▸ **DATASET EXTRACT**
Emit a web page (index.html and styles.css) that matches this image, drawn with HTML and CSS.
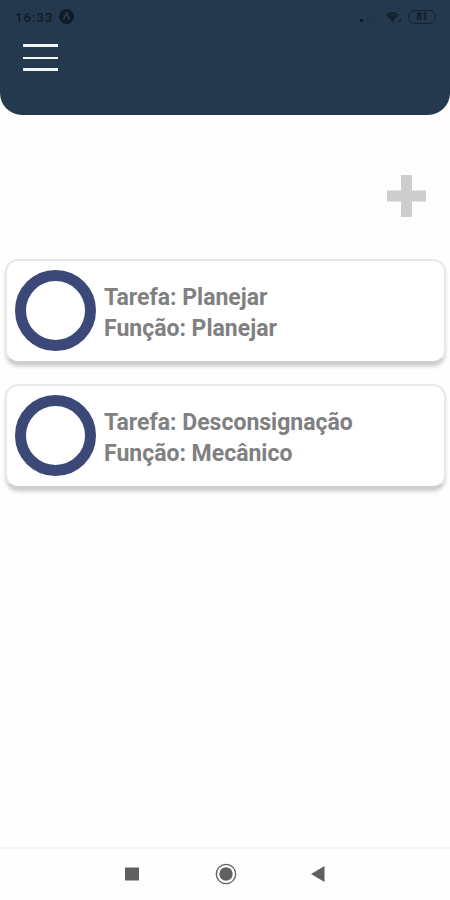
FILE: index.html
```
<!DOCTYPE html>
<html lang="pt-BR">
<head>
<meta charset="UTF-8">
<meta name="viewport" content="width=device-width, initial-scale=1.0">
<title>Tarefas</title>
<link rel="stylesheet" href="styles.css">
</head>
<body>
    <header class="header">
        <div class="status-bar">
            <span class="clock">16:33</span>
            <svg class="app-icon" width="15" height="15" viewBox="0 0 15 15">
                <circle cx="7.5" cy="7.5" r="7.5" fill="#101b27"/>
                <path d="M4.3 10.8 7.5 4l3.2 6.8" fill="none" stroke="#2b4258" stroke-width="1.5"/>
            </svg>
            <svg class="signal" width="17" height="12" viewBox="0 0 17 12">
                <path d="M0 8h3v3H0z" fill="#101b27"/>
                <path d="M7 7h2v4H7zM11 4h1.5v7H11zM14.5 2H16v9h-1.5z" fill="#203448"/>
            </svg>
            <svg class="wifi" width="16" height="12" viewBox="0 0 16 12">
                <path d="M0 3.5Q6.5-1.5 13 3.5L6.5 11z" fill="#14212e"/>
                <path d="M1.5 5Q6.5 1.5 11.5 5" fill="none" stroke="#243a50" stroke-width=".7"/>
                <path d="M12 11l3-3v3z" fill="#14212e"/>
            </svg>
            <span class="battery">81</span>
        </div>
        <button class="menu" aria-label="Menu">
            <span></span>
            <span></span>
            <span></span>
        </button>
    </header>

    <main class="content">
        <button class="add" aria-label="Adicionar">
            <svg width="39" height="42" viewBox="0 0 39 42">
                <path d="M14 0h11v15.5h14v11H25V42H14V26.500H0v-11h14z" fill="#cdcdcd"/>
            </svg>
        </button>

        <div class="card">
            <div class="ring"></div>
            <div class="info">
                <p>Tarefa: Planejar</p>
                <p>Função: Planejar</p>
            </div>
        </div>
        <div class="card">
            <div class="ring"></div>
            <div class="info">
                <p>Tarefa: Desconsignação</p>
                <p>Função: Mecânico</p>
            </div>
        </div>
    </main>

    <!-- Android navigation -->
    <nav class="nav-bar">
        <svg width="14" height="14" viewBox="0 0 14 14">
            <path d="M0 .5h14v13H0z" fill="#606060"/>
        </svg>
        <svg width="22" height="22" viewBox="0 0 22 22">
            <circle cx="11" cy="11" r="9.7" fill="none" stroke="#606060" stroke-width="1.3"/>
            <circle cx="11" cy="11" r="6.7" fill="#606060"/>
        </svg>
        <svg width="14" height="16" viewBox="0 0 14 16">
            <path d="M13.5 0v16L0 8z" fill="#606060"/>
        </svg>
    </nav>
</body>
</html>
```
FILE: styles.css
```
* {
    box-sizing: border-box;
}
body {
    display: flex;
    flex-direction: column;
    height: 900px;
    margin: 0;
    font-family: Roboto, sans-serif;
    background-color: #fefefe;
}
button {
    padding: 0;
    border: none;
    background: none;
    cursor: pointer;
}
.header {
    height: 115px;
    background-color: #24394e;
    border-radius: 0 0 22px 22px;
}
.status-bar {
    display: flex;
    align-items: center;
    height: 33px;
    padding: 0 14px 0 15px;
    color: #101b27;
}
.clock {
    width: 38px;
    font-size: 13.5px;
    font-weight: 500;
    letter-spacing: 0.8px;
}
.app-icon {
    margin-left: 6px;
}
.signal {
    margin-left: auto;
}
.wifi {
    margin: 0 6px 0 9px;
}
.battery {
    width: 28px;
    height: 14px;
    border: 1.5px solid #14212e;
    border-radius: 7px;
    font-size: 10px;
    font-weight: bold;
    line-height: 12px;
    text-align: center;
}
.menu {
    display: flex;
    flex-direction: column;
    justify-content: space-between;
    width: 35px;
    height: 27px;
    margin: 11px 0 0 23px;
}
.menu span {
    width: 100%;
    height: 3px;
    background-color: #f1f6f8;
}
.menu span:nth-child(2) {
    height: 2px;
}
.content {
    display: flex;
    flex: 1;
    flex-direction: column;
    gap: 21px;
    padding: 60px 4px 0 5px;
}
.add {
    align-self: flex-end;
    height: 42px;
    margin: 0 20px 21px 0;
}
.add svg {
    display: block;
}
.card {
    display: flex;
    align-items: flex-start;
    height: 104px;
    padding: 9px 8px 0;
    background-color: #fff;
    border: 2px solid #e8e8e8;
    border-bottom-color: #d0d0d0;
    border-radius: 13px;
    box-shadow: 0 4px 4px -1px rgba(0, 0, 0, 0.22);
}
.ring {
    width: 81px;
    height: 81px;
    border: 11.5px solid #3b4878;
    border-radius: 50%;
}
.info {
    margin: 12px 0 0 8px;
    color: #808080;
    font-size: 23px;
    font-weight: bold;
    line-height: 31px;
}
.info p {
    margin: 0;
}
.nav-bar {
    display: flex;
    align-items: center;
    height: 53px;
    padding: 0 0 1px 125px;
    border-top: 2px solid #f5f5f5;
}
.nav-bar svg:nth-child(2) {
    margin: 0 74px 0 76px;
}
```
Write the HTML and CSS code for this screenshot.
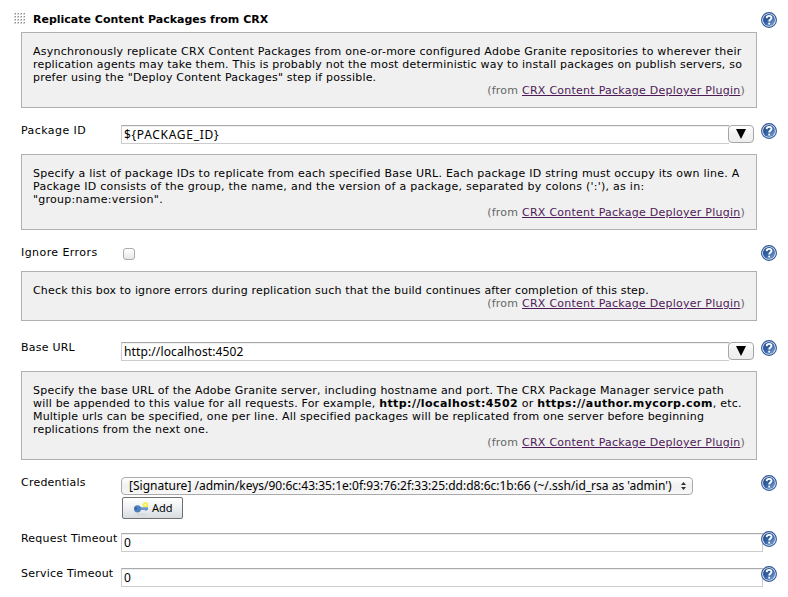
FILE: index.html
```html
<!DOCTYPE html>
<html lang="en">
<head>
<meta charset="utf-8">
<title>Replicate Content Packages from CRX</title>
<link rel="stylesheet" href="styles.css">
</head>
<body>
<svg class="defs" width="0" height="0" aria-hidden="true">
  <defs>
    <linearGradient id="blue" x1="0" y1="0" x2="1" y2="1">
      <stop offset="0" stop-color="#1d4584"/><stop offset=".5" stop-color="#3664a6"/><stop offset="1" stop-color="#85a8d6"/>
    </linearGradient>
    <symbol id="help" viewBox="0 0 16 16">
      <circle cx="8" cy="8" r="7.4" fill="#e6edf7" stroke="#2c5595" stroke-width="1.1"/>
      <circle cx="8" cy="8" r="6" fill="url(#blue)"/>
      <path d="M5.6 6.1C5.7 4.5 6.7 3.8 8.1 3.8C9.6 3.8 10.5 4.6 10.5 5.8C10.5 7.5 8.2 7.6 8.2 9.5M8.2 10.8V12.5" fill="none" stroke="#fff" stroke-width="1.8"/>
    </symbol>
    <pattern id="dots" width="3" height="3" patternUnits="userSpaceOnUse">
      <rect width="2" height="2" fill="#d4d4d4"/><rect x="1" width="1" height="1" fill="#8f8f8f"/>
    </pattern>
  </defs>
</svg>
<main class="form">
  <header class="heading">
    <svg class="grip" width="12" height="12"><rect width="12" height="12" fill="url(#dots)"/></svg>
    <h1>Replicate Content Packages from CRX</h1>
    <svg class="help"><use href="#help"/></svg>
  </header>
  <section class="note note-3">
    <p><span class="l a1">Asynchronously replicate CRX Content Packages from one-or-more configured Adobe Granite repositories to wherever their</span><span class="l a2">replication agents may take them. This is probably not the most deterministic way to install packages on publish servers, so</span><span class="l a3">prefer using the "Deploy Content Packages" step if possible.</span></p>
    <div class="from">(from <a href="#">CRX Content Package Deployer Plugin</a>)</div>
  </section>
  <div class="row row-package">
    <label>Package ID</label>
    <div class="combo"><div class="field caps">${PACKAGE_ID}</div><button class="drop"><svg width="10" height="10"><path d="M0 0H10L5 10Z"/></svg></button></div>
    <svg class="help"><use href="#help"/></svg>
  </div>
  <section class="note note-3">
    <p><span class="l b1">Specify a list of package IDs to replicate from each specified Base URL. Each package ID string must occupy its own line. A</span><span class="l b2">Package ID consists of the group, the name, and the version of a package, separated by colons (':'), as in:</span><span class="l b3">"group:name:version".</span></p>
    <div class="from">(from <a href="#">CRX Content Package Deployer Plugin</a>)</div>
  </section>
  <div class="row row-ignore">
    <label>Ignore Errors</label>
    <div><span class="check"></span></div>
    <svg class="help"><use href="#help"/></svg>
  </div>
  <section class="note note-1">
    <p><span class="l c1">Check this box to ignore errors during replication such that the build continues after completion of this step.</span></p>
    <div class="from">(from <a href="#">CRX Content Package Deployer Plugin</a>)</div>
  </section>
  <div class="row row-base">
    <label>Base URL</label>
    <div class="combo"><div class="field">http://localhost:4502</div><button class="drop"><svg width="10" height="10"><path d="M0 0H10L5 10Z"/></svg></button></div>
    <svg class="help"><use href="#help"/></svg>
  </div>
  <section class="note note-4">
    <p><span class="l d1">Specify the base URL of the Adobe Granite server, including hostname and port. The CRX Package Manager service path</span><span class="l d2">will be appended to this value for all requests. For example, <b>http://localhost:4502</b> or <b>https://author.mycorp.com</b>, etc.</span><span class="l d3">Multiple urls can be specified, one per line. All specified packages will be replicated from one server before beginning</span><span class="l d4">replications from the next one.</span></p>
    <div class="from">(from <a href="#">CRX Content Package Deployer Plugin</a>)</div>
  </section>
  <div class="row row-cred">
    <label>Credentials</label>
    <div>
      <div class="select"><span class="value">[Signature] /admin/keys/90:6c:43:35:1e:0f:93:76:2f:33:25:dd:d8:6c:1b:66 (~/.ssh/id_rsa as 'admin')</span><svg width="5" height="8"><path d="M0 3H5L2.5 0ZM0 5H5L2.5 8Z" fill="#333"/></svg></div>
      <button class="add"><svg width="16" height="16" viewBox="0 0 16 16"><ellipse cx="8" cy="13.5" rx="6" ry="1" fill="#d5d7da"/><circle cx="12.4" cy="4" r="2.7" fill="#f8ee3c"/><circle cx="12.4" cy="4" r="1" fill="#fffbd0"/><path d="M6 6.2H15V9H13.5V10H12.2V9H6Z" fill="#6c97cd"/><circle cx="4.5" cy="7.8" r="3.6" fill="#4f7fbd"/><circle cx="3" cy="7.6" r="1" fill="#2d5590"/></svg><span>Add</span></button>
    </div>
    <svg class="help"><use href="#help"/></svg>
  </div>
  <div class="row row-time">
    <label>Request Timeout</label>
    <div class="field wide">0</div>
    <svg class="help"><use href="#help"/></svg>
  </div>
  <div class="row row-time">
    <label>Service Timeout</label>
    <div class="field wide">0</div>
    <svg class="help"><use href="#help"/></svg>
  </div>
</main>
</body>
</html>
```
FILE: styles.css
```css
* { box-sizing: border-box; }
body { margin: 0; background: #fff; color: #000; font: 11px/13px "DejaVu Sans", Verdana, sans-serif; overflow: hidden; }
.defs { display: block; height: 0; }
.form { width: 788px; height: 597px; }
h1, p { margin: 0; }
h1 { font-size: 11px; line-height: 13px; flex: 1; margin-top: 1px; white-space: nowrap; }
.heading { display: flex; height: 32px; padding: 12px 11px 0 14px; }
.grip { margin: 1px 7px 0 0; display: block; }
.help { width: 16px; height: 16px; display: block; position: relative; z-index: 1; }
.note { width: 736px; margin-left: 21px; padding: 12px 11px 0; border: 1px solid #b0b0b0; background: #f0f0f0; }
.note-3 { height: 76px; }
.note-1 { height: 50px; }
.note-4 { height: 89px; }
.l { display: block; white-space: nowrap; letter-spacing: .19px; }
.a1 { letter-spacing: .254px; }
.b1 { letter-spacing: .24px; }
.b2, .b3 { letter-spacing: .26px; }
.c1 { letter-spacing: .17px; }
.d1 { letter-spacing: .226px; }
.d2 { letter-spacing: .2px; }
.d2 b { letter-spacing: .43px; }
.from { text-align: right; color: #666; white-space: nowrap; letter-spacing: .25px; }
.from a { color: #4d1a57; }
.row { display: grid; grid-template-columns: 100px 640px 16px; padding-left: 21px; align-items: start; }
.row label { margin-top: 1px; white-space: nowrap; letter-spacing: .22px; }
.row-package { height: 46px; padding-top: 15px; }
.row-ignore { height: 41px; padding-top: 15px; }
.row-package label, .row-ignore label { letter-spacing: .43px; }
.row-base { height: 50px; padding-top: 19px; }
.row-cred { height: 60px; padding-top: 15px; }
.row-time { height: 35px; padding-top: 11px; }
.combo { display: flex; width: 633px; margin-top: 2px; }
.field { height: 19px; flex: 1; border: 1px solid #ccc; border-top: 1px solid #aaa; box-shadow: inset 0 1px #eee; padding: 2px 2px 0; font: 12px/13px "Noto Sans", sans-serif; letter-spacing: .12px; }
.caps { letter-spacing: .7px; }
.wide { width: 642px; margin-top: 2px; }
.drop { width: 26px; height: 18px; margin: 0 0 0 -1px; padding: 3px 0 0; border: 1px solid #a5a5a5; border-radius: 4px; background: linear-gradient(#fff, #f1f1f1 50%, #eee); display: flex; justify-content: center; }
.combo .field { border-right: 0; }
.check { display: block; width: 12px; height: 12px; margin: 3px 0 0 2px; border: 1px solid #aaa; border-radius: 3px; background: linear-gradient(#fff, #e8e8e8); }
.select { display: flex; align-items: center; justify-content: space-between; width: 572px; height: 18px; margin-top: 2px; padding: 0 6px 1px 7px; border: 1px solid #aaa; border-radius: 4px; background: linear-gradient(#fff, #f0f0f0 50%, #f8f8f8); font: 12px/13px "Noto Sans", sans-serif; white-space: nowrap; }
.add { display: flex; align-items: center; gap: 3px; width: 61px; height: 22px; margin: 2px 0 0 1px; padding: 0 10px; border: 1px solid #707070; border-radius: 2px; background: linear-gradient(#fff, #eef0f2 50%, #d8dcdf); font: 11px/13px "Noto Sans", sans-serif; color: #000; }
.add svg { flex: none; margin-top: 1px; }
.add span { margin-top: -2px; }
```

▸ **WORK REQUIRED**
Read the lines above. Gather those in which the string "that" is found.

▸ **TASK RESULT**
Emit a web page (index.html and styles.css) that matches this image, drawn with HTML and CSS.
    <p><span class="l c1">Check this box to ignore errors during replication such that the build continues after completion of this step.</span></p>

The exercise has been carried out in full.